А о себе — молчит? Ни одного прямого, то есть достоверного слова?
В 1985 году о Межирове вышла книжка. Две сотни убористого критического анализа и — никаких биографических подробностей! Положим, книга и посвящена именно стихам, а не биографии, на обложке стоит: «М.Пьяных. Поэзия Александра Межирова». Но если речь только о поэзии — зачем вплетен в книгу куст домашних фотографий, где Шурик представлен в двухлетнем возрасте на стульчике, потом в семилетнем возрасте на велосипедике, и ещё — на руках у няни… Ясно, что такие материалы Михаил Пьяных мог получить только из рук самого Межирова. Но ясно и другое: в книге нет никаких подробностей детства потому что исследователь их не получил, а скорее всего получил на них запрет. Нету детства. Ни папы, ни мамы.
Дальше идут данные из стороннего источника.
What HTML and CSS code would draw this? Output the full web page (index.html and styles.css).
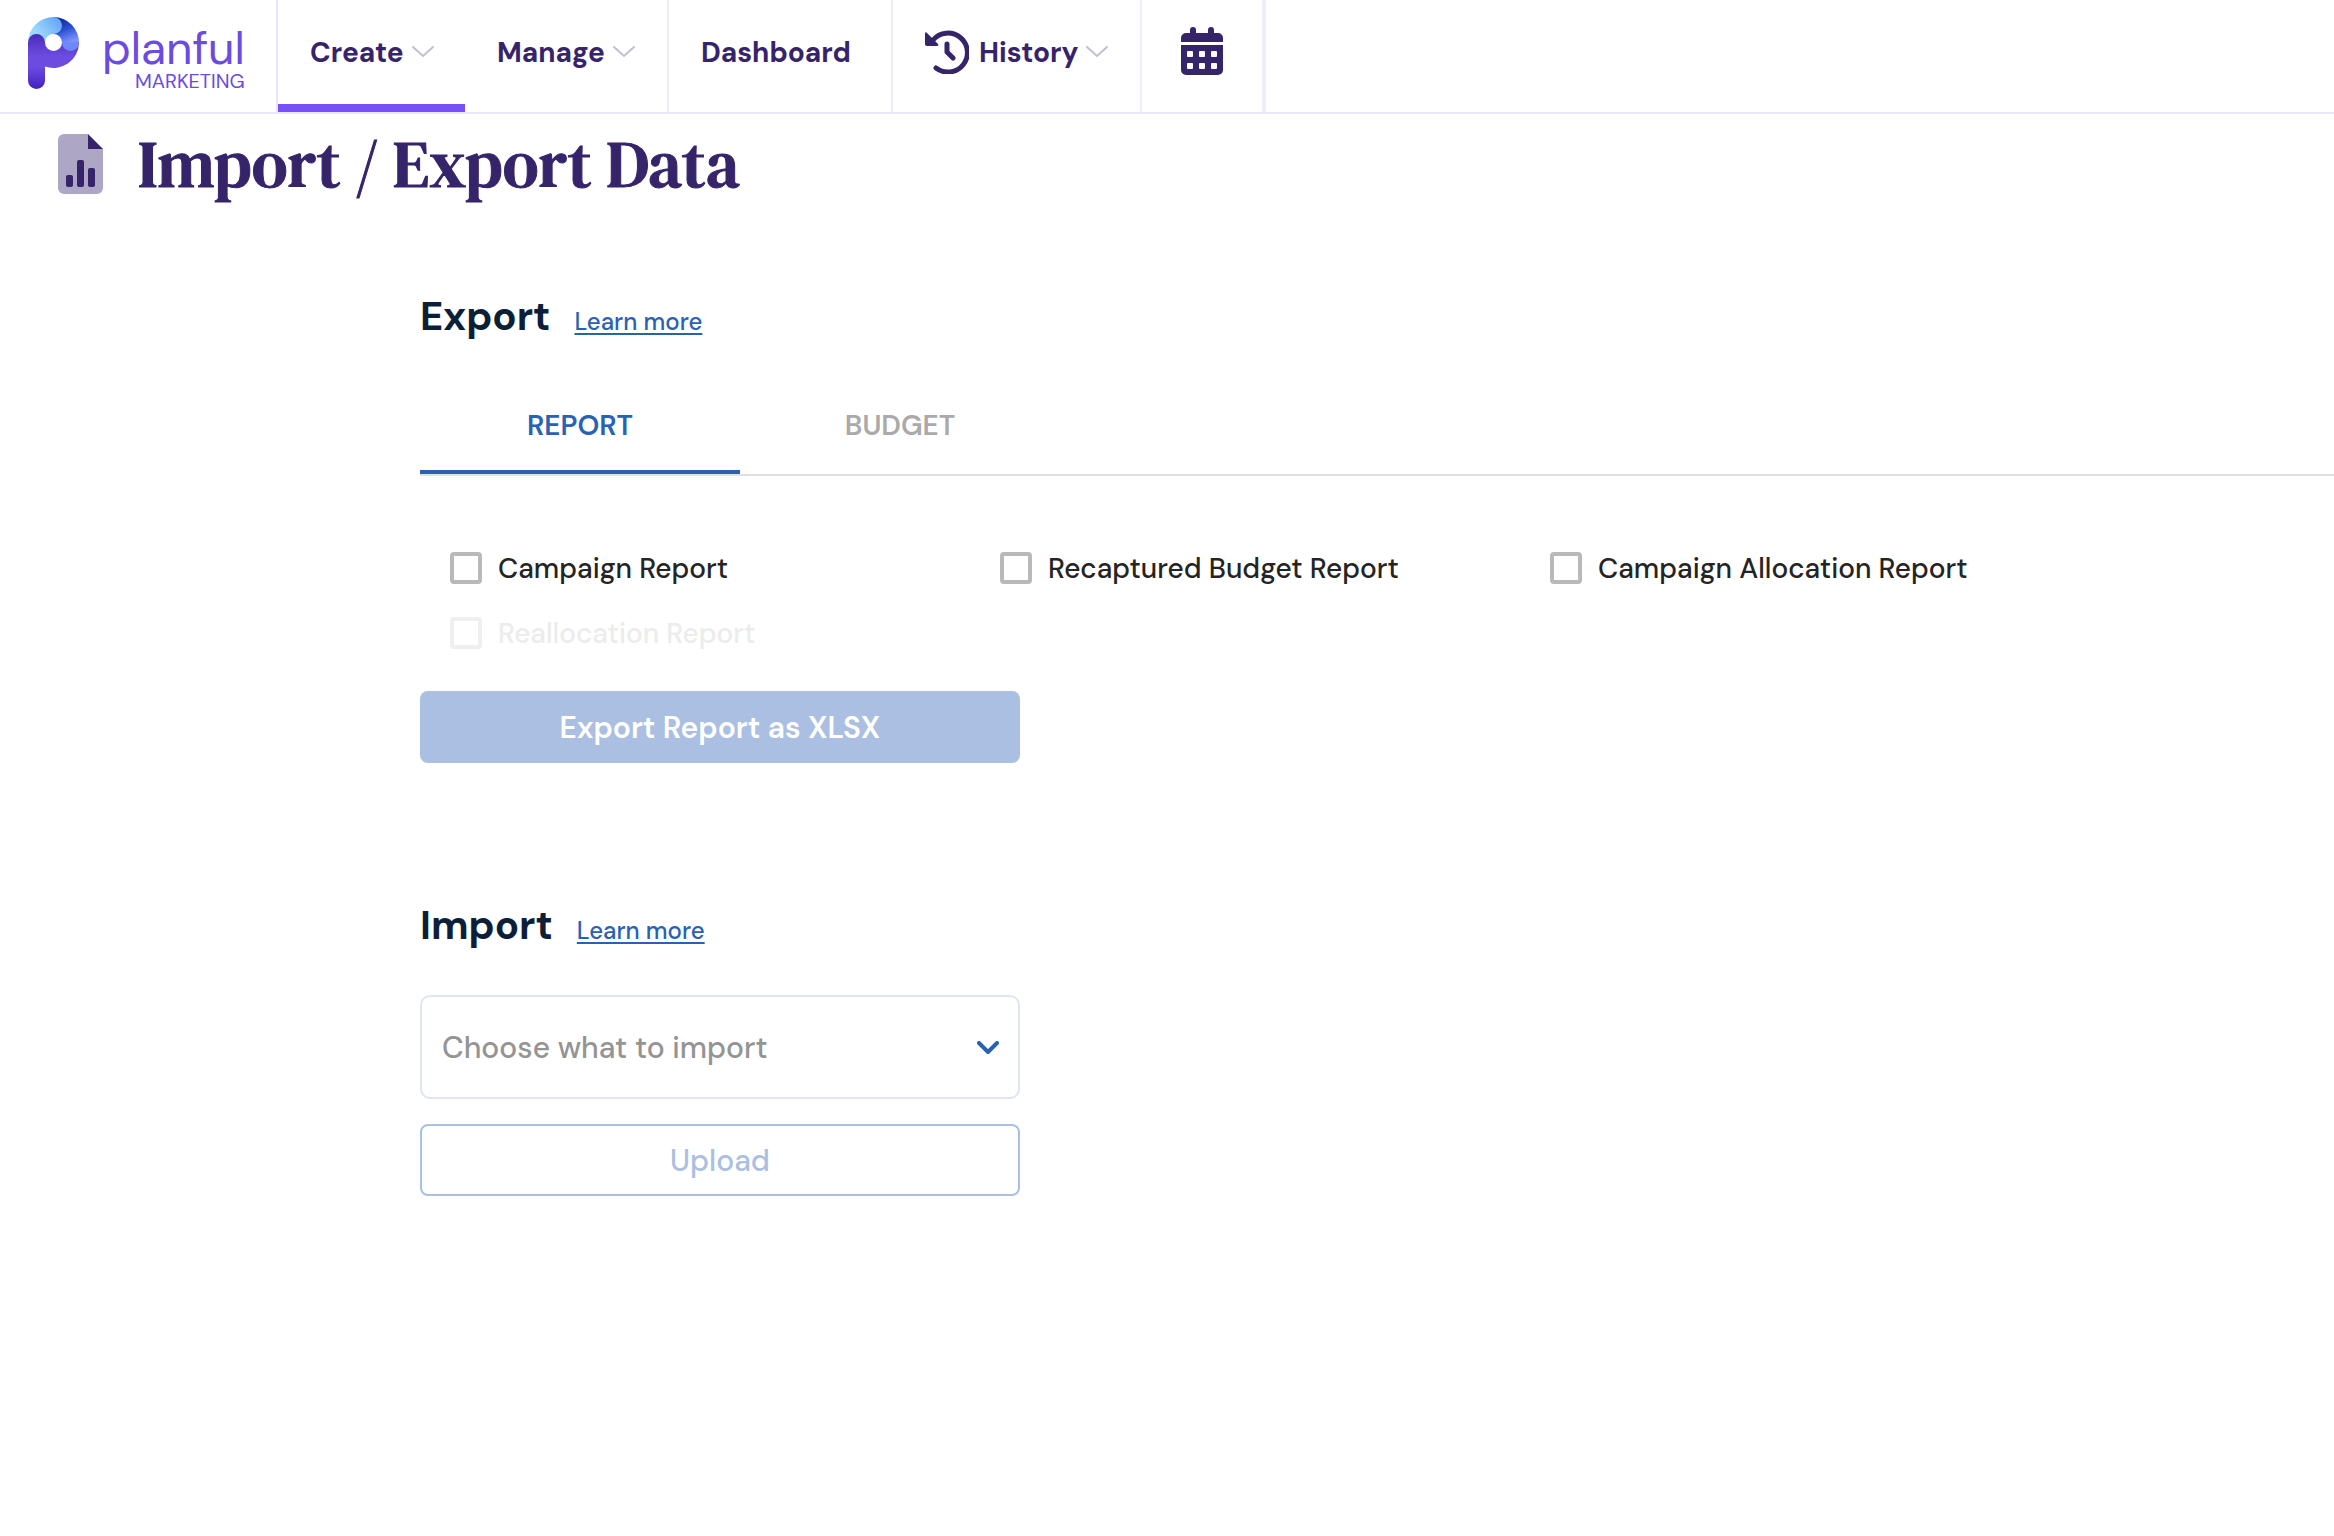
FILE: index.html
```html
<!DOCTYPE html>
<html lang="en">
<head>
<meta charset="utf-8">
<meta name="viewport" content="width=device-width, initial-scale=1">
<title>Import / Export Data</title>
<link rel="stylesheet" href="styles.css">
</head>
<body>
<header class="topbar">
  <a class="brand" href="#">
    <svg class="brand-mark" viewBox="0 0 52 74" aria-hidden="true">
      <defs>
        <linearGradient id="sky" x1="0" y1="0.6" x2="1" y2="0"><stop offset="0.2" stop-color="#9bd8ff"/><stop offset="1" stop-color="#5e9df5"/></linearGradient>
        <linearGradient id="deep" x1="0.2" y1="0" x2="0.6" y2="1"><stop offset="0" stop-color="#0a1f9e"/><stop offset="0.5" stop-color="#2a50cf"/><stop offset="1" stop-color="#7d93ff"/></linearGradient>
        <linearGradient id="violet" x1="0" y1="0" x2="0" y2="1"><stop offset="0" stop-color="#4a2cb8"/><stop offset="0.4" stop-color="#6b4be0"/><stop offset="0.6" stop-color="#6b4be0"/><stop offset="1" stop-color="#4220c0"/></linearGradient>
      </defs>
      <path fill="url(#deep)" d="M25.500 0a25.500 25.500 0 0 1 25.500 25.500H34a8.500 8.500 0 0 0-8.500-8.500z"/>
      <path fill="url(#sky)" d="M0 25.500a25.500 25.500 0 0 1 25.500-25.500a8.500 8.500 0 0 1 0 17a8.500 8.500 0 0 0-8.500 8.500z"/>
      <path fill="url(#violet)" d="M0 25.500a8.500 8.500 0 0 1 17 0a8.500 8.500 0 0 0 17 0h17a25.500 25.500 0 0 1-34 24v14a8.500 8.500 0 0 1-17 0z"/>
      <path fill="#7088f6" d="M34 25.500a8.500 8.500 0 0 0 17 0z"/>
    </svg>
    <span class="brand-text">
      <span class="brand-name">planful</span>
      <span class="brand-sub">MARKETING</span>
    </span>
  </a>
  <nav class="nav">
    <button class="nav-item active" type="button">Create
      <svg class="caret" viewBox="0 0 22 12" aria-hidden="true"><path d="M1 1l10 9 10-9"/></svg></button>
    <button class="nav-item manage" type="button">Manage
      <svg class="caret" viewBox="0 0 22 12" aria-hidden="true"><path d="M1 1l10 9 10-9"/></svg></button>
    <a class="nav-item dashboard" href="#">Dashboard</a>
    <button class="nav-item history" type="button">
      <svg class="icon-history" viewBox="0 0 44 44" aria-hidden="true"><path class="line" d="M8 10a19.500 19.500 0 1 1 3 28M22 14v8l6 6"/><path class="solid" d="M0 4c0-2 1-2 2-1l11 11c1 1 0 2-1 2H2c-1 0-2-1-2-2z"/></svg>
      History
      <svg class="caret" viewBox="0 0 22 12" aria-hidden="true"><path d="M1 1l10 9 10-9"/></svg></button>
    <a class="nav-item calendar" href="#" aria-label="Calendar">
      <svg class="icon-calendar" viewBox="0 0 42 48" aria-hidden="true"><path fill-rule="evenodd" d="M9 6V3a3 3 0 0 1 6 0v3h12V3a3 3 0 0 1 6 0v3h4a5 5 0 0 1 5 5v4H0v-4a5 5 0 0 1 5-5zM0 18h42v25a5 5 0 0 1-5 5H5a5 5 0 0 1-5-5zM7 24h4a1 1 0 0 1 1 1v4a1 1 0 0 1-1 1H7a1 1 0 0 1-1-1v-4a1 1 0 0 1 1-1zm12 0h4a1 1 0 0 1 1 1v4a1 1 0 0 1-1 1h-4a1 1 0 0 1-1-1v-4a1 1 0 0 1 1-1zm12 0h4a1 1 0 0 1 1 1v4a1 1 0 0 1-1 1h-4a1 1 0 0 1-1-1v-4a1 1 0 0 1 1-1zM7 36h4a1 1 0 0 1 1 1v4a1 1 0 0 1-1 1H7a1 1 0 0 1-1-1v-4a1 1 0 0 1 1-1zm12 0h4a1 1 0 0 1 1 1v4a1 1 0 0 1-1 1h-4a1 1 0 0 1-1-1v-4a1 1 0 0 1 1-1zm12 0h4a1 1 0 0 1 1 1v4a1 1 0 0 1-1 1h-4a1 1 0 0 1-1-1v-4a1 1 0 0 1 1-1z"/></svg></a>
  </nav>
</header>

<main>
  <div class="page-title">
    <svg class="icon-file" viewBox="0 0 45 60" aria-hidden="true"><path fill="#aea6c5" d="M6 0h24v15h15v39a6 6 0 0 1-6 6H6a6 6 0 0 1-6-6V6a6 6 0 0 1 6-6z"/><path fill="#36246b" d="M30 0l15 15H30z"/><g fill="#36246b"><rect x="8" y="41" width="7" height="12" rx="2"/><rect x="19" y="26" width="7" height="27" rx="2"/><rect x="30" y="34" width="7" height="19" rx="2"/></g></svg>
    <h1>Import / Export Data</h1>
  </div>

  <div class="content">
    <section>
      <div class="section-head"><h2>Export</h2><a href="#">Learn more</a></div>
      <div class="tabs" role="tablist">
        <button class="tab selected" type="button" role="tab" aria-selected="true">REPORT</button>
        <button class="tab" type="button" role="tab" aria-selected="false">BUDGET</button>
      </div>
      <div class="reports">
        <label class="check"><input type="checkbox">Campaign Report</label>
        <label class="check"><input type="checkbox">Recaptured Budget Report</label>
        <label class="check"><input type="checkbox">Campaign Allocation Report</label>
        <label class="check disabled"><input type="checkbox" disabled>Reallocation Report</label>
      </div>
      <button class="btn primary" type="button" disabled>Export Report as XLSX</button>
    </section>

    <section class="import">
      <div class="section-head"><h2>Import</h2><a href="#">Learn more</a></div>
      <div class="picker">
        <select aria-label="Choose what to import"><option>Choose what to import</option></select>
        <svg class="picker-caret" viewBox="0 0 22 14" aria-hidden="true"><path d="M2 2l9 9 9-9"/></svg>
      </div>
      <button class="btn outline" type="button" disabled>Upload</button>
    </section>
  </div>
</main>
</body>
</html>
```
FILE: styles.css
```css
* { box-sizing: border-box; }
body {
  margin: 0;
  background: #fff;
  color: #242424;
  font-family: "DM Sans", Inter, sans-serif;
  font-size: 28px;
}
button, select { font: inherit; color: inherit; }
h1, h2 { margin: 0; }

.topbar { display: flex; height: 114px; border-bottom: 2px solid #e9e5fd; }
.brand {
  display: flex;
  align-items: flex-start;
  gap: 22px;
  width: 278px;
  padding: 17px 0 0 28px;
  border-right: 2px solid #e9e5fd;
  color: #6b4be0;
  text-decoration: none;
}
.brand-mark { width: 52px; height: 74px; }
.brand-text { display: flex; flex-direction: column; align-items: flex-end; padding-top: 8px; }
.brand-name { font-size: 46px; line-height: 46px; }
.brand-sub { font-size: 20px; line-height: 20px; }

.nav { display: flex; }
.nav-item {
  display: flex;
  align-items: center;
  gap: 8px;
  padding: 0 30px 8px 32px;
  border: 0;
  border-right: 2px solid #f0edff;
  background: none;
  color: #36246b;
  font-weight: 700;
  text-decoration: none;
}
.nav-item.active { border-right: 0; box-shadow: inset 0 -8px #7750f8; width: 187px; }
.manage { width: 204px; }
.dashboard { width: 224px; }
.history { width: 249px; }
.nav-item.calendar { width: 124px; padding: 0 0 10px; justify-content: center; border-right-width: 4px; }
.caret { flex: none; width: 22px; height: 12px; fill: none; stroke: #c3bdd3; stroke-width: 2; stroke-linecap: round; }
.icon-history { flex: none; width: 44px; height: 44px; margin-right: 2px; }
.icon-history .line { fill: none; stroke: #36246b; stroke-width: 5; stroke-linecap: round; stroke-linejoin: round; }
.icon-history .solid { fill: #36246b; }
.icon-calendar { width: 42px; height: 48px; fill: #36246b; }

.page-title { display: flex; align-items: center; gap: 35px; height: 100px; padding-left: 58px; }
.icon-file { width: 45px; height: 60px; }
h1 { color: #36246b; font: 400 66px/80px "DM Serif Text", "DM Serif Display", "Liberation Serif", serif; -webkit-text-stroke: 1px #36246b; }

.content { padding: 78px 0 0 420px; }
.section-head { display: flex; align-items: baseline; gap: 24px; line-height: 48px; }
h2 { color: #0d1f38; font-size: 40px; font-weight: 700; }
.section-head a { color: #2962b3; font-size: 24px; font-weight: 500; text-underline-offset: 3px; text-decoration-thickness: 2px; }

.tabs { display: flex; margin-top: 30px; border-bottom: 2px solid #e0e0e0; }
.tab { width: 320px; height: 98px; padding: 0; border: 0; background: none; color: #aaa; font-weight: 600; }
.tab.selected { color: #2962b3; box-shadow: inset 0 -4px #2962b3; }

.reports { display: grid; grid-template-columns: repeat(3, 550px); row-gap: 25px; padding: 72px 30px 38px; }
.check { display: flex; align-items: center; gap: 16px; height: 40px; font-weight: 500; }
.check input { appearance: none; width: 32px; height: 32px; margin: 0; border: 4px solid #b9b9b9; border-radius: 4px; }
.check.disabled { color: #ececec; }
.check.disabled input { border-color: #efefef; }

.btn { display: block; width: 600px; height: 72px; padding: 0; border-radius: 8px; font-size: 30px; }
.btn.primary { border: 0; background: #aabfe1; color: #fff; font-weight: 600; }
.btn.outline { margin-top: 25px; border: 2px solid #aabfe1; background: #fff; color: #aabfe1; font-weight: 500; }

.import { margin-top: 138px; }
.picker { display: grid; align-items: center; width: 600px; margin-top: 40px; }
.picker > * { grid-area: 1 / 1; }
.picker select { appearance: none; width: 100%; height: 104px; padding: 0 60px 0 20px; border: 2px solid #dfe6f2; border-radius: 10px; background: #fff; color: #949494; font-size: 30px; font-weight: 500; }
.picker-caret { justify-self: end; width: 22px; height: 14px; margin: 2px 21px 0 0; fill: none; stroke: #2962b3; stroke-width: 4; stroke-linecap: round; stroke-linejoin: round; pointer-events: none; }
```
Вернее, так: мамы нет, а няня есть. Няня, Дуня, Евдокия, описанная впоследствии в проникновенном стихотворении. Маме — одна строка в очерке «О себе»: «старалась научить меня чувствовать поэзию» — и две строки в стихах новобранца: «Собирала мне мама мешок вещевой» и «в печали прощалась со мной». Всё.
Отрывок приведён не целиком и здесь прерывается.